When famous tattoo artist Mario Barth wanted to make a statement as bold as the Las Vegas location for his newest tattoo parlor he looked to an interactive 3-D lenticular project that would break records.

To pull off the world’s biggest 3-D/flip mural, as certified October 2007, he turned to an SGIA member company that specializes in this complex printing process.

The enormous 3-D mural — measuring nearly 30-m (98-feet) wide and almost 4-m (13-feet) tall — featured iconic tattoo imagery surrounded by larger-than-life images of Mario and Carol Barth, the tattoo company’s head of operations. The panels’ “lurid colors” were meant to highlight some of the vivid tattoo work Starlight Tattoo had done for famous celebrity clients.

The lenticular project would cover a temporary construction barrier in Mandalay Bay Casino where Starlight Tattoo, Barth’s tattoo parlor chain, would open its latest location next to the House of Blues nightclub and restaurant. (See how SGIA covered temporary construction areas in New Orleans at SGIA.org, Keyword: NOLA.)

Barth and his design team dictated the size of the lenticular piece to the SGIA member and lenticular imaging company. From that point forward, the project became a true collaboration between Barth, his graphic designer and the crack lenticular pre-press team.

While the lenticular printing company had done large projects in the past, the Starlight Tattoo job “blew those out of the water,” the company says. The company started by acquiring all of the imagery from Barth’s design team.

Then the real challenges began. Lenticular art files, particularly ones with complex 3-D effects, can have hundreds of Photoshop layers. While this is unwieldy enough with a more common project, the company says the pixel wrangling became more involved for the Starlight Tattoo project.

Once the effects are in place in the original art file, a generation of the actual print file is done through a process called interlacing. The interlaced art file contains all of the lenticular views arranged in alternating strips of information that — once printed — must then be exactly registered to the lenticular lens for the multi-dimensional and flip effects to be seen.

The graphics were printed and then mounted on a lenticular lens, taking up a total 1,500 square feet of photo paper and lens. The company notes projects such as the Starlight Tattoo mural get even more complex when you consider these lenticular effects must phase perfectly across the seams of 1.21-m (48-inch) wide lens panels, and do so for the entire length of the mural.

Once the mural panels were mounted with the images, they went under UV lamps to cure the adhesive. Each panel was then trimmed by the company’s CNC router table and matched up to make sure the total image was accurate to proofs.

The panels were drilled with mounting and installation holes for a Las Vegas-based company that would install the panels in the Mandalay Bay in less than one day. All together, the SGIA member company spent about 10 days on the Starlight Tattoo job, the average amount of time most of its bigger projects take.
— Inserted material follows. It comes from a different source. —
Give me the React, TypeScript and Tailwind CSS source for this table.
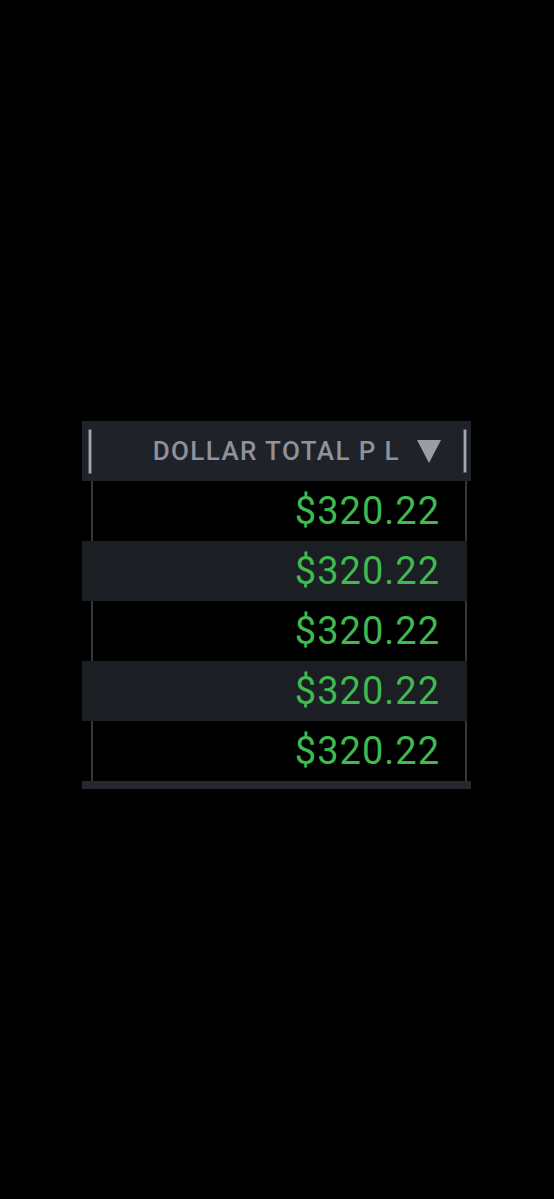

The Starlight Tattoo project is the latest in a growing retail market interest the lenticular printing company has seen. Since the “wow factor” of lenticular can be so impressive, the company says it has seen more demand for lenticular display projects in several industries, with concentrated interest in:

  • Entertainment, particularly the film industry
  • Beverages, which includes the beer, carbonated beverages and performance/energy product markets
  • Retail
  • Museums
  • Technology

SGIA member company Big3D.com (Fresno, California) printed the lenticular mural for Starlight Tattoo Parlor in Las Vegas. Find more information about the company at www.big3D.com or call 559.233.3380.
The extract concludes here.